What is our ambition and endless quest for attention, but our need to be lavished with the kind of notice that someone who truly loved us would naturally give?

And what is our mistrust of others but the fruit of disappointments suffered at the hands of those who should have done better by us?

 Perhaps bitterness is no more than our response to the times we expected and needed care; and maybe greed is nothing but a reaction to a world that did not care enough about us to meet our needs.  And don’t insecurity and fear grow out of soil that lacks love?

Finally, what is our quest for justice, and our anger at injustice, but a cry to be treated as a person of value, as someone worth caring for, not as an object to be used? 

It just seems to me that much of what plagues us, much of what creates rancor and division, much of what makes us less than our true selves can be traced to an absence of love in our lives.

We look for love, but the sad truth is that there is not enough love in this world to erase the scars etched upon our souls or fill the great void in our hearts.  After all, human love is limited, sporadic, and imperfect.  We wound others without even trying to, and are wounded in turn by the fallibility of those around us.  Who has loved perfectly?  Who has the strength to be everything that everyone around them needs them to be, all of the time?  Who hasn’t betrayed and been betrayed?  Who hasn’t failed those they love and been failed in return?

Thus we all carry wounds.  Some are large and debilitating, some are small and pestiferous.  But to become the persons we need to become, to be shaped into the image of the divine; we require the healing touch of a love that is greater than any human can give us.  We need divine love to enter in and touch our wounded nature and make us whole.

 

Of course, we say it all the time, “God is love. God loves us.”  Maybe the problem is that we hear this too much.  It is easy to endlessly repeat that God is love, to confess that we are all loved, but still not know it deep within our hearts.

For love to be effective; it must be experienced. It must be felt and known deeply within our souls.  But the knowledge that God loves you is spiritual knowledge.  It is knowledge arrived at over time; through prayer and reflection; through meditation and the discipline of meditation; by opening our hearts time and again to the ministrations of the Spirit.

The Sufi mystic Rumi says; “ God has told us he loves us, but has sealed our heart so we cannot understand this except slowly and indirectly.  This knowledge depends on a journey, sharpness of mind alone could never win it.”    

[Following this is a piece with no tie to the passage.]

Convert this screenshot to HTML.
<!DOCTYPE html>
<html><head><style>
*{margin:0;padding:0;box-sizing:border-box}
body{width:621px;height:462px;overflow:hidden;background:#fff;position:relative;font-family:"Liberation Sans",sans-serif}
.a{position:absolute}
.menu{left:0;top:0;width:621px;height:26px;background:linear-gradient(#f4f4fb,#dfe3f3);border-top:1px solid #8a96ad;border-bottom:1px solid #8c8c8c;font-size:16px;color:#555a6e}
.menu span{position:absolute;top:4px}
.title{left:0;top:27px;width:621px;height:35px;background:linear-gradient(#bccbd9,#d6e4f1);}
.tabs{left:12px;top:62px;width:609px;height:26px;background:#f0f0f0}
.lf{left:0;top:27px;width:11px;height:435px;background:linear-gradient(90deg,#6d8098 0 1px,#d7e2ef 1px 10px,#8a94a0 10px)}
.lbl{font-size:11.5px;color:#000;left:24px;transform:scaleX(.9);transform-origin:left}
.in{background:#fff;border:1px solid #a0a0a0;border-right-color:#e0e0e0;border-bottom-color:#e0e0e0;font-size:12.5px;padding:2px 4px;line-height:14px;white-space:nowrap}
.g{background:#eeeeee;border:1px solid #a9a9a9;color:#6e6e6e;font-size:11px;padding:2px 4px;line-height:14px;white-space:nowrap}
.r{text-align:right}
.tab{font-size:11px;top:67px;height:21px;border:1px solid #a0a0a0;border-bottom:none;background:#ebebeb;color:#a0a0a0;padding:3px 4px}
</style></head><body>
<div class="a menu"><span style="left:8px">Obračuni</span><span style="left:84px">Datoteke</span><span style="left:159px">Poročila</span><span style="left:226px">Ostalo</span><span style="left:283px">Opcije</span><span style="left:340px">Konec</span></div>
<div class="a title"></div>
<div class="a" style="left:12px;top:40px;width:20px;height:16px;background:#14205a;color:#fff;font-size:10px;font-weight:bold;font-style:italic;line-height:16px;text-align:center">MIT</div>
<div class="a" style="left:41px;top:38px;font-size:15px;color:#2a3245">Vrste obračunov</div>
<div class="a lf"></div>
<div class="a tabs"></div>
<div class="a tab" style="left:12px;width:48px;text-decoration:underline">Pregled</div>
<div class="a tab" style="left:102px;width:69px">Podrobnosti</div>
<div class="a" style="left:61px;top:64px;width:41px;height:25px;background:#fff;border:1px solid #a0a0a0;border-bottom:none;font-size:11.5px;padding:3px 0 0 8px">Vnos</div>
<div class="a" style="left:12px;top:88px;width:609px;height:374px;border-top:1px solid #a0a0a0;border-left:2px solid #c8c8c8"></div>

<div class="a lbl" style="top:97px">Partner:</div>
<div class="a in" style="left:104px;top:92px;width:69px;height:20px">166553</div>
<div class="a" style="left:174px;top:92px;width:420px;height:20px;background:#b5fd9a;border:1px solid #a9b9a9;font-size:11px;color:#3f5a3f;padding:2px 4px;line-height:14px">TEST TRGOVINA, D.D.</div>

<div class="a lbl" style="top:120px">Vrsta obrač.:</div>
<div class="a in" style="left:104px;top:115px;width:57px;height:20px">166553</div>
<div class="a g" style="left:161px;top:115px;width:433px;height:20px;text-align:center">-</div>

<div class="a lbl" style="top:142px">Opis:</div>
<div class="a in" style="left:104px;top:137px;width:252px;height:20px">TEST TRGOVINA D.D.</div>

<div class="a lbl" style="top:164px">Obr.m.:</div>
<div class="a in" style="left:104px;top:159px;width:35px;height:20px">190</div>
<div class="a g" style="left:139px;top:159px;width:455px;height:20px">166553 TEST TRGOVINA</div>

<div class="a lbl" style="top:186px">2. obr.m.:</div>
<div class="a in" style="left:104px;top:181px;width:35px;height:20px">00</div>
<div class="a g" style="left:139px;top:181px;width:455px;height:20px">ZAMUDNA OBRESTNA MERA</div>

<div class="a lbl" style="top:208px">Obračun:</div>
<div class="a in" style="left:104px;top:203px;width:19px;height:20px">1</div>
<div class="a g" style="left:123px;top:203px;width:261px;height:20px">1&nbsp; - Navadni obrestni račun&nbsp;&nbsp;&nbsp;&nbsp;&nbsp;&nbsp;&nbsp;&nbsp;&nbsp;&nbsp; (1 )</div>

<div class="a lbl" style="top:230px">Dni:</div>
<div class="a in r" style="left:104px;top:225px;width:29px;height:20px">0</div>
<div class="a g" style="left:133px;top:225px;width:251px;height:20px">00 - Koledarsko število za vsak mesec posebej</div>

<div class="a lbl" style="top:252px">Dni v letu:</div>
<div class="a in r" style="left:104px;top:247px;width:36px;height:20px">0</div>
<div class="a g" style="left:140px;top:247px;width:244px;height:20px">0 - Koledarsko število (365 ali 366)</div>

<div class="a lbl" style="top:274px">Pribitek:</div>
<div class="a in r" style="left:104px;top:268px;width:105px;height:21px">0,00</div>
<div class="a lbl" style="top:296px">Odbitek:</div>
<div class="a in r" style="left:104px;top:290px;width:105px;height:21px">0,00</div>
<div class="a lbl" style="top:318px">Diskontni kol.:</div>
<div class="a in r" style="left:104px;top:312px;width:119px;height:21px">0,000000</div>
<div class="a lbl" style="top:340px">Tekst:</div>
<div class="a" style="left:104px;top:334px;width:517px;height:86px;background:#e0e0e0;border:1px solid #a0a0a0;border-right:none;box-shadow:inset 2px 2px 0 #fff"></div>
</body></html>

Still, God’s love has been discovered and felt by people of every faith and religion.  Rumi found and felt it.  The Jewish Zaddakim, the Hasidic masters, found and felt it.  Christian mystics found and felt it. 

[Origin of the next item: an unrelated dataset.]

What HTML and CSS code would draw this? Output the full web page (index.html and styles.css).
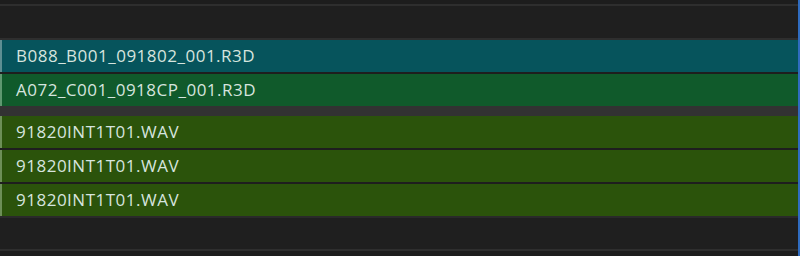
FILE: index.html
```html
<!DOCTYPE html>
<html lang="en">

<head>
    <title>Media Pool</title>
    <link rel="stylesheet" href="styles.css">
</head>

<body>
    <div class="panel">
        <div class="tracks">
            <div class="top-strip"></div>
            <div class="empty-lane"></div>

            <div class="clip video-a">B088_B001_091802_001.R3D</div>
            <div class="clip video-b">A072_C001_0918CP_001.R3D</div>

            <div class="group-gap"></div>

            <div class="clip audio">91820INT1T01.WAV</div>
            <div class="clip audio">91820INT1T01.WAV</div>
            <div class="clip audio last">91820INT1T01.WAV</div>

            <div class="empty-lane bottom"></div>
            <div class="bottom-strip"></div>
        </div>
        <div class="scroll-edge"></div>
    </div>
</body>

</html>
```

FILE: styles.css
```css
body {
    margin: 0;
    padding: 0;
    background-color: #1e1e1e;
    font-family: "Open Sans", "Noto Sans", sans-serif;
}

.panel {
    display: flex;
    width: 800px;
    height: 256px;
    overflow: hidden;
}

.tracks {
    flex: 1;
    display: flex;
    flex-direction: column;
}

.top-strip {
    height: 4px;
    background-color: #1d1d1d;
    border-bottom: 2px solid #2e2e2e;
}

.empty-lane {
    height: 32px;
    background-color: #1f1f1f;
    border-bottom: 2px solid #2e2e2e;
}

.empty-lane.bottom {
    height: 31px;
    border-top: 2px solid #2a2a2a;
}

.bottom-strip {
    flex: 1;
    background-color: #1d1d1d;
}

.clip {
    height: 32px;
    line-height: 32px;
    padding-left: 14px;
    font-size: 17px;
    letter-spacing: 0.5px;
    color: #d6e4df;
    border-left: 2px solid;
    margin-bottom: 2px;
    box-sizing: border-box;
    width: 100%;
}

.video-a {
    background-color: #06545c;
    border-left-color: #5d8f93;
}

.video-b {
    background-color: #105a2b;
    border-left-color: #5f9870;
    margin-bottom: 0;
}

.audio {
    background-color: #2b530b;
    border-left-color: #6d8f57;
}

.audio.last {
    margin-bottom: 0;
}

.group-gap {
    height: 10px;
    background-color: #323232;
}

.scroll-edge {
    width: 2px;
    background-color: #2f6cc0;
}
```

But they all acknowledge that finding and feeling God’s love is a long journey.  One early Christian mystic prays that we may understand the breadth and length and height and depth of God’s love, a love that surpasses all human knowledge, so that we can be filled with God.  He prays that we might come to understand that love because he knows that this is not something known naturally, it is not a knowledge that comes easily.

 Yet such an experience is possible.  It is found in the writings of the mystics of many religions.  It even peaks through in places in the Bible. One of the writers of the Psalms calls God “a father to the fatherless” and says that even if his mother and father abandon him, God will take him in.  Another writer describes God as a mother who loves us like a nursing mother loves her child.  Still another describes God as our lover, as longing for us the way a lover does.  These statements are more than words, they are the statements of people who have experienced a lover that they know cares for them, a lover who passionately longs for them, and a lover who nurtures them like a mother nurtures her child. 

 

And the testimony of the mystics, of those who sought to feel and know this love; the testimony of those who found it; is that when they found and felt God’s love, it changed them. 

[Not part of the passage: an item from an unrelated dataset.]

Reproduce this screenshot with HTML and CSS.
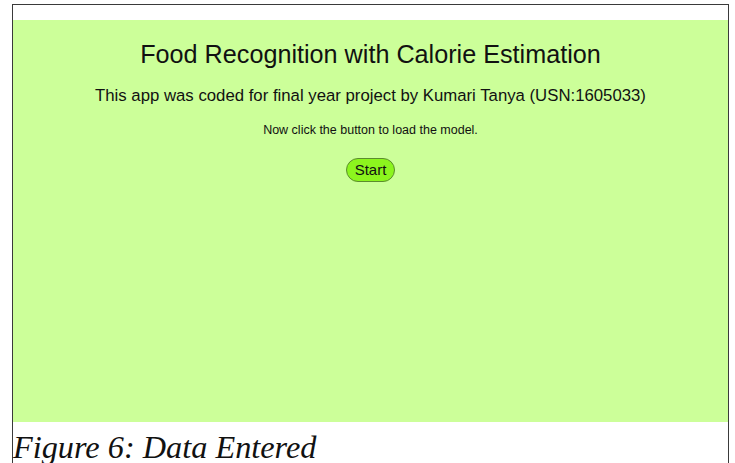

They tell us that God’s love exposes the secrets of our heart.  It strips away the layers of self-protection, the barriers we erect to keep ourselves from being wounded again.  It shows us the self-made obstacles we place between ourselves and our dreams. It shows us the times we gave up on our dreams when we didn’t have to. It reveals to us how vain and unnecessary are our attempts to win love, by helping us see that we already are loved.  It reveals to us who we are, beneath our scars and defenses.  And it shows us that who we are is good.

The experience of God’s love also shows us that we are not loved despite ourselves, but because of who we are.  This is a far cry from Martin Luther’s formula, “simul iustus, simul peccator,” which roughly translated means that were are accepted by God even though we are still sinful.  Most Christianity insists we are only justified sinners, people that God loves despite our sinful nature.  No, the experience of the love of God shows us that we are loved because we are loveable.  We are valued because we are valuable.  We discover that God loves us because there is actually something there worth loving; in fact, there is a lot there worth loving.

And this truth becomes the foundation for our ethics.  People deserve justice because they actually have value, not because we or God assign them a value they don’t deserve.  People deserve to be loved because there is something good and worthy about them.  Those qualities may be hidden beneath layers of defensiveness and anger and bitterness, but if they will learn to feel the love of God, this love will sweep through their soul.  The layers of defensiveness and anger and bitterness will be shed, and the person they were truly meant to be will emerge.  If they will allow God’s love to touch them deep within their soul, they will awaken to their true selves.

 

But this is a long road, this road from sleep to wakefulness, from just saying “God loves me” to knowing it and feeling it and being changed by it.  The quote I read earlier from the Buddha expresses the difficulty of this journey well. “How happy is he who follows the path of wakefulness.  With great perseverance he meditates, seeking freedom and happiness.”  The Buddhist might not be seeking exactly the same goal as we might, to find and feel God’s love, but I suspect different religions really just end up discovering different sides of the same divine mystery. And the paths that all religions offer are just that, paths, paths that must be followed and followed with diligence and patience.  They are paths of quiet meditation and prayer, of repeatedly opening yourself to the presence of the divine, of inviting the Spirit of love, again and again, to makes it self-known.

 

Not only is this spiritual path long, it is a path that stretches forever, a constant and unending discovery of love and constant and unending discovery of the self that finding love makes possible. It is an endless process of being nurtured toward new being, as love touches you again and again.  It is an endless shedding of the old self, and constant taking up of the new.   

 

The journey to find and feel God’s love is a road from one self to another self; from a wounded self to a self who is whole; from the false self that arises in response to the world, to the true self born in the arms of divine love; from the seeking self who hungers for what the world could never supply it, to the self that has drunk deeply of the waters of divine love. 

It is a spiritual journey that demands out time, our prayer, our openness.  But at the end of it we will find our true self, one that is ultimately changed into the very image and expression of the divine.